Это еще довольно сносно. Но М.М. начинает прямо обсуждать реакцию Бога на грех Евы в раю. Она не приводит аналогии, но сам ход ее мыслей наводит на нее. Бог поставил всех женщин на все времена в подчинение из-за ошибки Евы, хотя она, может быть, понятия не имела, каковы могли быть последствия того, что она съела яблоко. М.М. не говорила, что Бог реагировал чрезмерно резко, но намекала на это (как намекал, полагает Харолд Блум, автор [женщина] книги Иова)[1873]. И насколько успешны были мужчины? Они одни ответственны за все, что было не так в падшем мире. “Уполномоченные Словом нести его для себя и своих потомков, они претендовали на то, чтобы быть учителями Евангелия”, но вместо того “ввергли мир во тьму”. “Женщины... не приложили рук к ниспровержению Библии, ибо это было сделано мудрыми и учеными мира сего” — мужчинами по определению. Так что “Бог увидел благо в том, что... именно женщина должна правильно понять, как снова вывести на свет истинное знание”. Станет Бог исправлять свои слишком поспешные действия или нет, он “здесь, близко, у двери, чтобы потребовать у мужчин отчета в том, как они правили в церкви и государстве и в своих собственных семьях и какой хороший пример они показали”. Женщины должны сплотиться вокруг М.М. и помочь распространить ее идеи[1874]. Было бы интересно исследовать, как женщины говорили о своем поле в 1690-х годах и в первые годы XVIII в. Мэри Эстелл, например, основывает свои рассуждения в “Размышлениях о браке” (1706) главным образом на Библии[1875].
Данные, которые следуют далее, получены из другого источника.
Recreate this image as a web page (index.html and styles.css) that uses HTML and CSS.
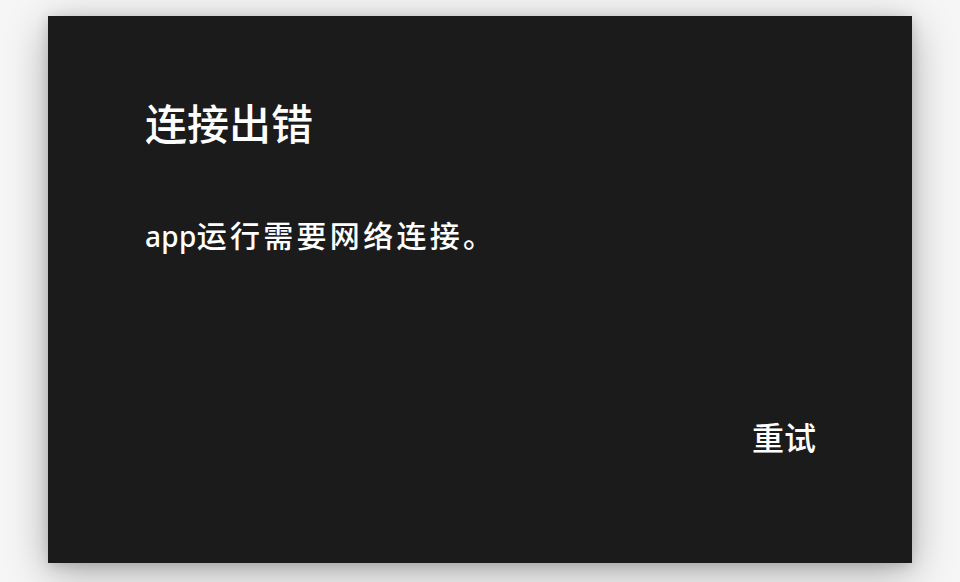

Религиозная терпимость стала острой проблемой в конце 1640-х годов, и естественно, люди обратились за объяснением к Библии. Но Писание не дало ясной путеводной нити. Уолвин довольно странно утверждал, что “Слово Божие четко выражает терпимость” [1876]. В Ветхом Завете много нетерпимости; Роджер Уильямс отмечал, что “гонители редко обращаются ко Христу, больше к Моисею”[1877]. В дебатах в Уайтхолле, декабрь 1648 г., когда комиссар-генерал Айртон и Филип Най доказывали, что государство обязано обуздать сектантство, они основывали свои аргументы главным образом на Ветхом Завете[1878].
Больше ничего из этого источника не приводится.